Segundo ele, a guerra “é praticamente inevitável”, de acordo com a natureza do homem. Joel Birman lembra que Freud acreditava decisivamente na possibilidade da Paz Eterna no início de seu percurso teórico. No entanto, após a eclosão da Primeira Guerra Mundial, modificou radicalmente seu entendimento sobre a guerra e suas intrincadas relações com a paz e a política. Apesar de ser um pacifista, assim como Einstein, no ensaio “Por que a guerra¿” publicado depois da troca de cartas, chegou à conclusão de que a guerra é inevitável.

Impressionou-o especialmente a crueldade da Primeira Guerra. O cenário bélico parecia inverossímil após cem anos de paz duradoura na Europa, como o banho de sangue era promovido pelas maiores potências europeias, como França, Inglaterra e Alemanha, a vanguarda da civilidade ocidental. A tese de Freud sobre o “interdito de matar” perdia assim consistência, pois valia apenas para os tempos de paz.

Os mesmos Estados davam “autorização para matar” em tempos de guerra, demonstrando que não correspondia à verdade a tese prevalente à época de que as nações europeias eram superiores às sociedades primeiras. Ao contrário, estas seriam superiores às europeias porque respeitavam os mortos e tinham regras na condução da guerra, que não eram seguidas na guerra mundial desencadeada pelos estados europeus.

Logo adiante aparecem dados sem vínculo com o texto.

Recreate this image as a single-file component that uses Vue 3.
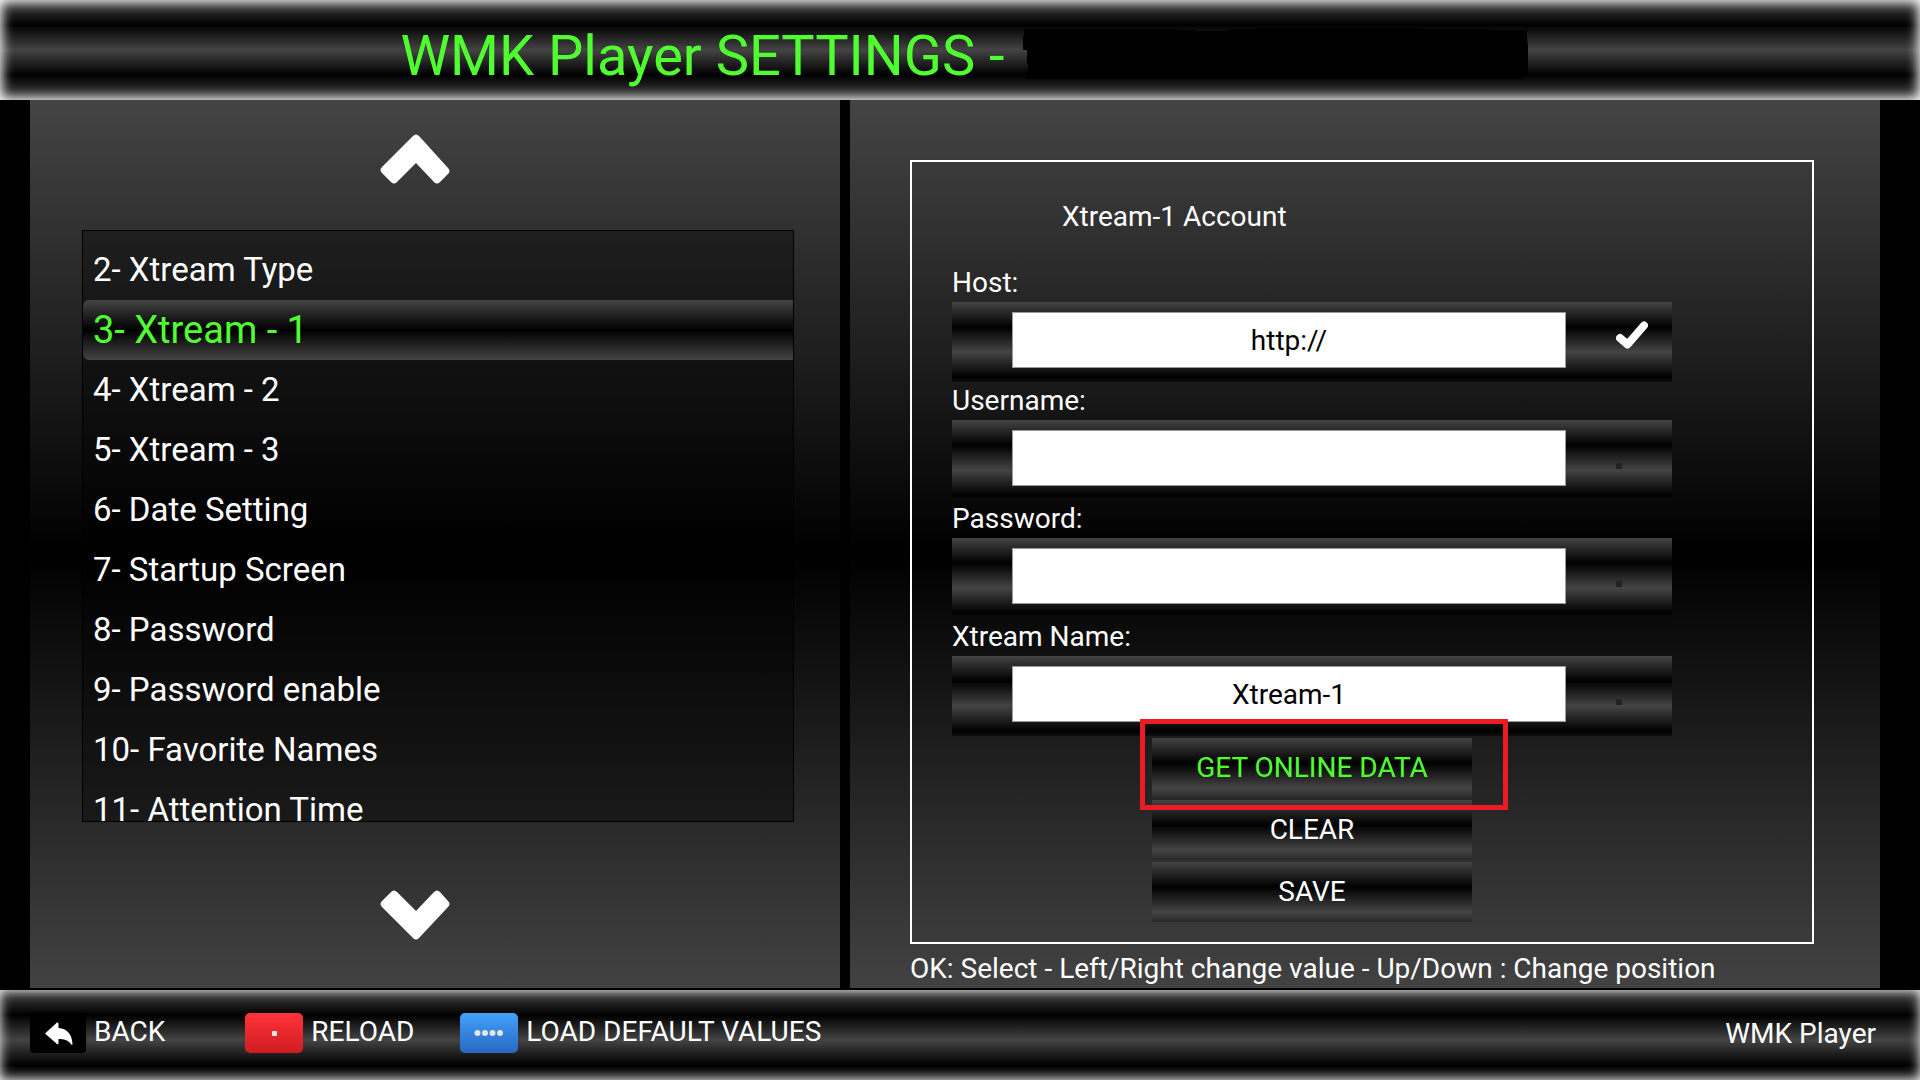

Concluindo seu percurso teórico, Freud criticou a filosofia de guerra de Clausewitz, segundo quem a guerra era a continuação da política em outros termos. Para Freud, a política era a continuação da guerra em outros termos. Mesmo considerando inevitável a guerra, Freud diz que ela é “a mais óbvia oposição à atitude psíquica que nos foi incutida no processo de civilização. E, por esse motivo, não podemos evitar de nos rebelar contra ela”.